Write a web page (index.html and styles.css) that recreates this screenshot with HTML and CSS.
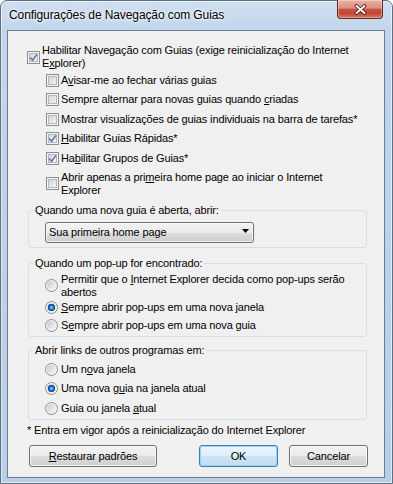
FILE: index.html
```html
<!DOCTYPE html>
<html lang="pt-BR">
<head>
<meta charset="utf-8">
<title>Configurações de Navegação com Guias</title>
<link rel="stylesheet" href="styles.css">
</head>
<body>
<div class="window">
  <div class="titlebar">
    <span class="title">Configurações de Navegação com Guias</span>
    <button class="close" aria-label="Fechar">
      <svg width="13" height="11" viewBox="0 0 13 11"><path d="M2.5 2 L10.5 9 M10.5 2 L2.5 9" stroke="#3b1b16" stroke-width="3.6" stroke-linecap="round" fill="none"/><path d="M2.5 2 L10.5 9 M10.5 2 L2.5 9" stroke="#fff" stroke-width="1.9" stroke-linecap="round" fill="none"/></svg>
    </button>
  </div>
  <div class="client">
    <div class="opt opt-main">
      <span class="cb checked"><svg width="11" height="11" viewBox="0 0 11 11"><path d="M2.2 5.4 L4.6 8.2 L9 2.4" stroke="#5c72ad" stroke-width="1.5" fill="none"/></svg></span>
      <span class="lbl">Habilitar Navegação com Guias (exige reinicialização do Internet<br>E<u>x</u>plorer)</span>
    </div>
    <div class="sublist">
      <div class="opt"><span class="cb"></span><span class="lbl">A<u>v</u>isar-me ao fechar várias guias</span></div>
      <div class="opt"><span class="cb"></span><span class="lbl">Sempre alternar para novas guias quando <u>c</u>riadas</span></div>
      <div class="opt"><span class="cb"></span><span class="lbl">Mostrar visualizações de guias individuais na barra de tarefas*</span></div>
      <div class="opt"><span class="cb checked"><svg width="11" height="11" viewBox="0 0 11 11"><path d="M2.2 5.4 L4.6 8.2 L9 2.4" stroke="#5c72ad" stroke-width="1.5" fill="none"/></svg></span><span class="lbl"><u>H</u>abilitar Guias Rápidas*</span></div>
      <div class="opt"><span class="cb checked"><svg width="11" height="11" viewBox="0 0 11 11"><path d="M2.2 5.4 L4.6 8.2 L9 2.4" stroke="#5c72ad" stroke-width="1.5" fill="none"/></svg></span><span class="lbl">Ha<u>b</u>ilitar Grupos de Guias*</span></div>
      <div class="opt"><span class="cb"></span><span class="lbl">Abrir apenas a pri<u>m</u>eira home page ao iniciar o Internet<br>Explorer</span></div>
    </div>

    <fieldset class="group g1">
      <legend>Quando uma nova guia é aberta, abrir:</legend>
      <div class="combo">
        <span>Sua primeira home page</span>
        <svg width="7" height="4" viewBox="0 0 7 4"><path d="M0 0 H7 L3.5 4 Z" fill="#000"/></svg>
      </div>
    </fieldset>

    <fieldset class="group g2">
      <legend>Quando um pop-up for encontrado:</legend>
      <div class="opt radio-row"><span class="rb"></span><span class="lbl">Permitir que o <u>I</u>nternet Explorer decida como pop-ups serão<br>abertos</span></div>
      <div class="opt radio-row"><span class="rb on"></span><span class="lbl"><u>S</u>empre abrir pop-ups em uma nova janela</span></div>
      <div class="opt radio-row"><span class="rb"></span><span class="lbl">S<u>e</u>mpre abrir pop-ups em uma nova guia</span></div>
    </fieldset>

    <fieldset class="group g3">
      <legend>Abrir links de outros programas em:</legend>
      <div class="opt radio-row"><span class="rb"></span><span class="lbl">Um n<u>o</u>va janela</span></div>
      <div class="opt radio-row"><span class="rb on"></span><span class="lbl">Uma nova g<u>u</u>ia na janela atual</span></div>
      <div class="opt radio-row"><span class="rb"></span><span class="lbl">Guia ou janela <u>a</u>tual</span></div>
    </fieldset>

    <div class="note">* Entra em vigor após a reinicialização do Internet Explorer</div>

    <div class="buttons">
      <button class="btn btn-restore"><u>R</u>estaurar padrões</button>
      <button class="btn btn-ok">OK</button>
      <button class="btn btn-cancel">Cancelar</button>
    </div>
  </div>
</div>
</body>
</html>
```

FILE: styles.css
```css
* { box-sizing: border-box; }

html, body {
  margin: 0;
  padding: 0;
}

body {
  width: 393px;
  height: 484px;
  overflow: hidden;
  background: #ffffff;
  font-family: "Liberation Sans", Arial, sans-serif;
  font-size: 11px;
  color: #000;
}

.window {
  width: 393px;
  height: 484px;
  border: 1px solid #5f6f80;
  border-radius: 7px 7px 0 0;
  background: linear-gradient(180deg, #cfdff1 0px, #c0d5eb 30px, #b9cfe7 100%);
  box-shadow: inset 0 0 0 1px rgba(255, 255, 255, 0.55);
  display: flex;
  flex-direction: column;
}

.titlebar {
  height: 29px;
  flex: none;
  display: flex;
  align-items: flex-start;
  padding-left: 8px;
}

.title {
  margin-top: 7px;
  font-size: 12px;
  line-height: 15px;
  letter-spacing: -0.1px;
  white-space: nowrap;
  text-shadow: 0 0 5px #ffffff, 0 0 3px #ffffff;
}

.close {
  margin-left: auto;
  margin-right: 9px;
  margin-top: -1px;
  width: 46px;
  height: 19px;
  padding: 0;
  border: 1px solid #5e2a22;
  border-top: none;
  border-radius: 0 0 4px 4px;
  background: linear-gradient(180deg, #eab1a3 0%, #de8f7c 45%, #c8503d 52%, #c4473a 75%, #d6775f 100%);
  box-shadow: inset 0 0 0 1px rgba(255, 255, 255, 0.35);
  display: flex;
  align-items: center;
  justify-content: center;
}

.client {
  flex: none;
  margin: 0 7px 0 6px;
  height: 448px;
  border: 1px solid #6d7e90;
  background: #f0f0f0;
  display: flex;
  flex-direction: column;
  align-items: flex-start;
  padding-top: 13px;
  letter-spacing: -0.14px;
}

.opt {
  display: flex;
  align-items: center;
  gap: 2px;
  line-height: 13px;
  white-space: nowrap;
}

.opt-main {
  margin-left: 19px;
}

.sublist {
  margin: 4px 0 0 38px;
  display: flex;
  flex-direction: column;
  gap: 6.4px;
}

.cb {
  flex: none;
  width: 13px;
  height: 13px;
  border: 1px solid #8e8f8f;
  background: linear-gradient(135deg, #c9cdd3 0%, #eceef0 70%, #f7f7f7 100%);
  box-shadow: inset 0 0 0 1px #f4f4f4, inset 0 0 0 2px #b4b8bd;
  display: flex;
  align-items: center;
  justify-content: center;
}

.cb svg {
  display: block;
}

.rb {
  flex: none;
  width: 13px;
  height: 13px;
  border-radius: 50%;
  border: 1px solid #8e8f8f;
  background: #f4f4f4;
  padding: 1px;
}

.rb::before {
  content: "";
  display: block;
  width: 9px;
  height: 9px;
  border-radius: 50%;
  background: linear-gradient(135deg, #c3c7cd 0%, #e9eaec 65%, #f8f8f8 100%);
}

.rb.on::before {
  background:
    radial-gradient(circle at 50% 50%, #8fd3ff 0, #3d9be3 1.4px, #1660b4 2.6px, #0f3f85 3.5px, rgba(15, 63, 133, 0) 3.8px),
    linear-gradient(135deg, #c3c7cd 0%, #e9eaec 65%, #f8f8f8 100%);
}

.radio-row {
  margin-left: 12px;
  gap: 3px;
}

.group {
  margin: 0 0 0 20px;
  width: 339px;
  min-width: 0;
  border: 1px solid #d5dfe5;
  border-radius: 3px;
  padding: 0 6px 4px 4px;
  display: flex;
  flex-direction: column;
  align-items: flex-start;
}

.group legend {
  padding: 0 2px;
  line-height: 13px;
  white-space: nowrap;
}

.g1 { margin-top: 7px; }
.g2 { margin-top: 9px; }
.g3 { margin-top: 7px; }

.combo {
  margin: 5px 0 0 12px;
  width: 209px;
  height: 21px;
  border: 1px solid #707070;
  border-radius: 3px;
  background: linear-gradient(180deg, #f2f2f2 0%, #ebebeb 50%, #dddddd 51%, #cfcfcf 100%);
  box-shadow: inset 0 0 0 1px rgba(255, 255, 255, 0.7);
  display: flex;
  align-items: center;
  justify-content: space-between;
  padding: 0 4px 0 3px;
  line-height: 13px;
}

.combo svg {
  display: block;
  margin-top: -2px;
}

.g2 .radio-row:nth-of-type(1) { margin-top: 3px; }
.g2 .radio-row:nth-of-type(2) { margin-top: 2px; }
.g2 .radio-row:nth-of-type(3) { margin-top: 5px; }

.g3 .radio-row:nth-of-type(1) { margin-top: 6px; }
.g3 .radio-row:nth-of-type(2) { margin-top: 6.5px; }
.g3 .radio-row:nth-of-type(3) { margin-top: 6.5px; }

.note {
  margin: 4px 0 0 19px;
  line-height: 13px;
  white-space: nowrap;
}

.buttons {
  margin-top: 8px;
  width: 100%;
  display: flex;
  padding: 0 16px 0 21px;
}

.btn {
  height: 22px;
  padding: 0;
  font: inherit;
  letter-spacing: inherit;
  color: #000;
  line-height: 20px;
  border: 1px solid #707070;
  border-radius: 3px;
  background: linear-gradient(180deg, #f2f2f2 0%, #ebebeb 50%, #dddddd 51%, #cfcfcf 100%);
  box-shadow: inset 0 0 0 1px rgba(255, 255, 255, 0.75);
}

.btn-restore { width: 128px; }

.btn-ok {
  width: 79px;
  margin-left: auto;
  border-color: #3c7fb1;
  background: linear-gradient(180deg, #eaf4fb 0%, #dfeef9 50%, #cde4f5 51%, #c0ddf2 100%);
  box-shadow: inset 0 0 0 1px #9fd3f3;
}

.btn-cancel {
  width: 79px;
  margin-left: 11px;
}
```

GOAL OF THE EXERCISE
Say how many lines in this material hold "page", and say nothing else.

SOLUTION FOR THIS EXERCISE
3